[There was a video here]

Is the CIA physically capable of speaking the truth about its torture program? Not under conventional interrogation. About 20 minutes into CIA director John Brennan's somber-squirrel performance in his press conference yesterday, a reporter for the Associated Press asked him a pointed question: "Do you agree with President Obama's statement that the CIA, in common parlance, tortured detainees?"

To this point, Brennan had been carefully going on and on about "EITs": the acronym for "Enhanced Interrogation Techniques," which is the agency's preferred term for its global campaign of beating, waterboarding, freezing, raping, and otherwise violating—torturing—its captives. Thus the question. Could he step out from behind the obfuscatory jargon and name the agency's misdeeds in plain American English?

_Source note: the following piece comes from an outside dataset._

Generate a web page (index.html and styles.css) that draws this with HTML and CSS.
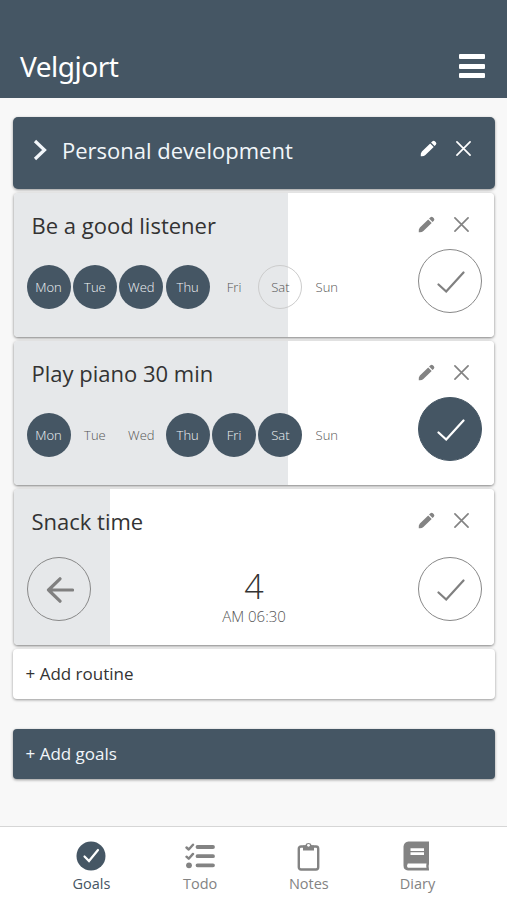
FILE: index.html
```html
<!DOCTYPE html>
<html lang="en">
<head>
<meta charset="utf-8">
<title>Velgjort</title>
<link rel="stylesheet" href="styles.css">
</head>
<body>
<svg class="symbols" aria-hidden="true">
  <symbol id="pencil" viewBox="0 0 18 18"><path d="M.8 17.200Q.4 14 2 12.300L10.800 3.600l3.700 3.700L5.700 16Q4 17.600.8 17.200zM11.700 2.700l1.500-1.500q1.300-1 2.500 0l1.100 1.100q1.100 1.300 0 2.600l-1.400 1.500z" fill="currentColor"/></symbol>
  <symbol id="close" viewBox="0 0 16 16"><path d="M1 1l14 14M15 1L1 15" fill="none" stroke="currentColor" stroke-width="1.800" stroke-linecap="round"/></symbol>
  <symbol id="check" viewBox="0 0 28 22"><path d="M1.500 13.500l7.700 7L26.500 1.500" fill="none" stroke="currentColor" stroke-width="2.200" stroke-linecap="round"/></symbol>
</svg>
<header class="topbar">
  <h1 class="brand">Velgjort</h1>
  <button class="menu" aria-label="Menu"><i></i><i></i><i></i></button>
</header>
<main class="content">
  <section class="goal">
    <svg class="chevron" viewBox="0 0 14 22"><path d="M2 2l9.500 9L2 20" fill="none" stroke="currentColor" stroke-width="3.200"/></svg>
    <h2 class="goal-title">Personal development</h2>
    <div class="actions"><svg class="pencil"><use href="#pencil"/></svg><svg class="close"><use href="#close"/></svg></div>
  </section>

  <article class="card p60">
    <div class="card-head"><h3>Be a good listener</h3><div class="actions"><svg class="pencil"><use href="#pencil"/></svg><svg class="close"><use href="#close"/></svg></div></div>
    <div class="card-body">
      <div class="week"><span class="day on">Mon</span><span class="day on">Tue</span><span class="day on">Wed</span><span class="day on">Thu</span><span class="day">Fri</span><span class="day today">Sat</span><span class="day">Sun</span></div>
      <div class="round"><svg class="check"><use href="#check"/></svg></div>
    </div>
  </article>

  <article class="card p60">
    <div class="card-head"><h3>Play piano 30 min</h3><div class="actions"><svg class="pencil"><use href="#pencil"/></svg><svg class="close"><use href="#close"/></svg></div></div>
    <div class="card-body">
      <div class="week"><span class="day on">Mon</span><span class="day">Tue</span><span class="day">Wed</span><span class="day on">Thu</span><span class="day on">Fri</span><span class="day on">Sat</span><span class="day">Sun</span></div>
      <div class="round done"><svg class="check"><use href="#check"/></svg></div>
    </div>
  </article>

  <article class="card counter p20">
    <div class="card-head"><h3>Snack time</h3><div class="actions"><svg class="pencil"><use href="#pencil"/></svg><svg class="close"><use href="#close"/></svg></div></div>
    <div class="card-body">
      <div class="round"><svg class="back" viewBox="0 0 28 26"><path d="M14 1.800L2.500 13 14 24.200M2.500 13H26.500" fill="none" stroke="currentColor" stroke-width="3.200" stroke-linecap="round" stroke-linejoin="round"/></svg></div>
      <div class="count"><strong>4</strong><span>AM 06:30</span></div>
      <div class="round"><svg class="check"><use href="#check"/></svg></div>
    </div>
  </article>

  <button class="add">+ Add routine</button>
  <button class="add add-goal">+ Add goals</button>
</main>
<nav class="tabs">
  <a class="tab active"><svg viewBox="0 0 30 30"><circle cx="15" cy="15" r="14.500" fill="currentColor"/><path d="M8.500 15.500l4.500 4.500 9-11" fill="none" stroke="#fff" stroke-width="2.200" stroke-linecap="round"/></svg><span>Goals</span></a>
  <a class="tab"><svg viewBox="0 0 30 30"><g fill="none" stroke="currentColor" stroke-linecap="round" stroke-linejoin="round"><path d="M12.500 6H28M12.500 15.200H28M12.500 24.300H28" stroke-width="3.800"/><path d="M1.500 6.500l2.200 2L8 3.700M1.500 15.700l2.200 2L8 12.900" stroke-width="2.400"/></g><circle cx="4" cy="24.300" r="2.900" fill="currentColor"/></svg><span>Todo</span></a>
  <a class="tab"><svg viewBox="0 0 30 30"><rect x="4.800" y="5.500" width="19.400" height="23" rx="2.200" fill="none" stroke="currentColor" stroke-width="2.400"/><path d="M9 4.500h2.200a3.500 3.700 0 0 1 6.600 0h2.200v5h-11z" fill="currentColor"/><circle cx="14.500" cy="4.300" r="1.400" fill="#fff"/></svg><span>Notes</span></a>
  <a class="tab"><svg viewBox="0 0 30 30"><path d="M5.500.5H26v22.500q-.8 1.500 0 5.500v1H5q-4.500-.5-4.500-5V5.500q.5-4.500 5-5z" fill="currentColor"/><path d="M4.800 22.500h18.700q-.5 2.200 0 4.300H4.800q-1.500-2.100 0-4.300zM7.500 7.300h13.500v2.700H7.500zM7.500 11.200h13.500v2.700H7.500z" fill="#fff"/></svg><span>Diary</span></a>
</nav>
</body>
</html>
```
FILE: styles.css
```css
* { box-sizing: border-box; }
body {
  margin: 0;
  height: 900px;
  display: flex;
  flex-direction: column;
  overflow: hidden;
  background: #f8f8f8;
  color: #333;
  font-family: "Open Sans", sans-serif;
}
h1, h2, h3 { margin: 0; font-weight: 400; white-space: nowrap; }
button { border: 0; padding: 0; font: inherit; text-align: left; }
svg { display: block; flex: none; }
.symbols { display: none; }

.topbar {
  height: 98px;
  flex: none;
  background: #455664;
  color: #fff;
  display: flex;
  justify-content: space-between;
  align-items: flex-start;
  padding: 48px 22px 0 20px;
}
.brand { font: 400 28px/36px "Noto Sans", sans-serif; letter-spacing: -0.500px; }
.menu { background: none; width: 26px; display: flex; flex-direction: column; gap: 4.500px; margin-top: 6px; }
.menu i { height: 5px; border-radius: 1px; background: #fff; }

.content { flex: 1; display: flex; flex-direction: column; gap: 4px; padding: 19px 12px 0 13px; }
.goal {
  height: 72px;
  background: #455664;
  color: #f2f6fa;
  border-radius: 5px;
  box-shadow: 0 1px 3px rgba(0,0,0,.4);
  display: flex;
  align-items: flex-start;
  padding: 17px 24px 0 20px;
}
.chevron { width: 14px; height: 22px; margin-top: 5px; }
.goal-title { font-size: 22px; line-height: 32px; margin-left: 15px; flex: 1; }
.actions { display: flex; align-items: center; color: #838383; }
.goal .actions { color: #fff; margin-top: 6px; }
.pencil { width: 17px; height: 17px; }
.close { width: 15px; height: 15px; margin-left: 19px; }

.card {
  height: 144px;
  margin: 0 1px;
  border-radius: 4px;
  background: #fff;
  box-shadow: 0 1px 3px rgba(0,0,0,.5);
}
.p60 { background: linear-gradient(to right, #e6e8ea 274.500px, #fff 274.500px); }
.p20 { background: linear-gradient(to right, #e6e8ea 96px, #fff 96px); }
.counter { height: 156px; }
.card-head { display: flex; justify-content: space-between; align-items: flex-start; padding: 16px 25px 0 17.500px; height: 56px; }
.card-head .actions { margin-top: 7px; }
h3 { font-size: 22px; line-height: 32px; }
.card-body { display: flex; justify-content: space-between; align-items: flex-start; padding: 0 12.500px 0 12.500px; }
.counter .card-body { padding-top: 12px; }
.week { display: flex; gap: 2.400px; padding-top: 16px; }
.day {
  width: 44px;
  height: 44px;
  border-radius: 50%;
  font-size: 13px;
  font-weight: 300;
  line-height: 44px;
  text-align: center;
  color: #555;
}
.on { background: #455664; color: #f0f3f5; }
.today { border: 1px solid #ccc; line-height: 42px; }
.round {
  width: 64px;
  height: 64px;
  border: 1px solid #888;
  border-radius: 50%;
  display: grid;
  place-items: center;
  color: #808080;
}
.done { background: #455664; border-color: #455664; color: #fff; }
.check { width: 28px; height: 22px; margin: 1px 0 0 2px; }
.back { width: 28px; height: 26px; margin: 2px 0 0 2px; }
.count { display: flex; flex-direction: column; align-items: center; padding-top: 10px; }
.count strong { font-size: 34px; line-height: 38px; font-weight: 300; color: #333; }
.count span { font-size: 15px; line-height: 22px; font-weight: 300; color: #555; }

.add {
  height: 50px;
  padding: 0 12.500px 1px;
  border-radius: 4px;
  background: #fff;
  color: #333;
  font-size: 17px;
  box-shadow: 0 1px 3px rgba(0,0,0,.4);
}
.add-goal { margin-top: 26px; background: #455664; color: #f2f6fa; }

.tabs {
  height: 74px;
  flex: none;
  background: #fff;
  border-top: 1px solid #d6d6d6;
  display: grid;
  grid-template-columns: repeat(4, 108.700px);
  justify-content: center;
  padding-left: 2px;
}
.tab { display: flex; flex-direction: column; align-items: center; padding-top: 14px; color: #838383; }
.tab svg { width: 30px; height: 30px; }
.tab span { font-size: 14.500px; line-height: 22px; margin-top: 2px; }
.active { color: #455664; }
.active span { font-weight: 500; }
```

Not at all. Instead, for more than a full minute, Brennan delivered the halting filibuster in the above video—his agents had "exceeded [pause] the policy [pause] guidance that was given"; they had gone "outside the bounds in terms of their actions"; their actions were "harsh....In some cases I considered them abhorrent." It was all "regrettable" and there were "mistakes, shortcomings, and excesses."

But as for the naming of the CIA's behavior, the director of the CIA said, "I will leave to others how they might want to label those activities" (for instance, the Justice Department, which found "no prosecutable crimes"). It would be "EITs" the rest of the way. The CIA is nothing if not deferential.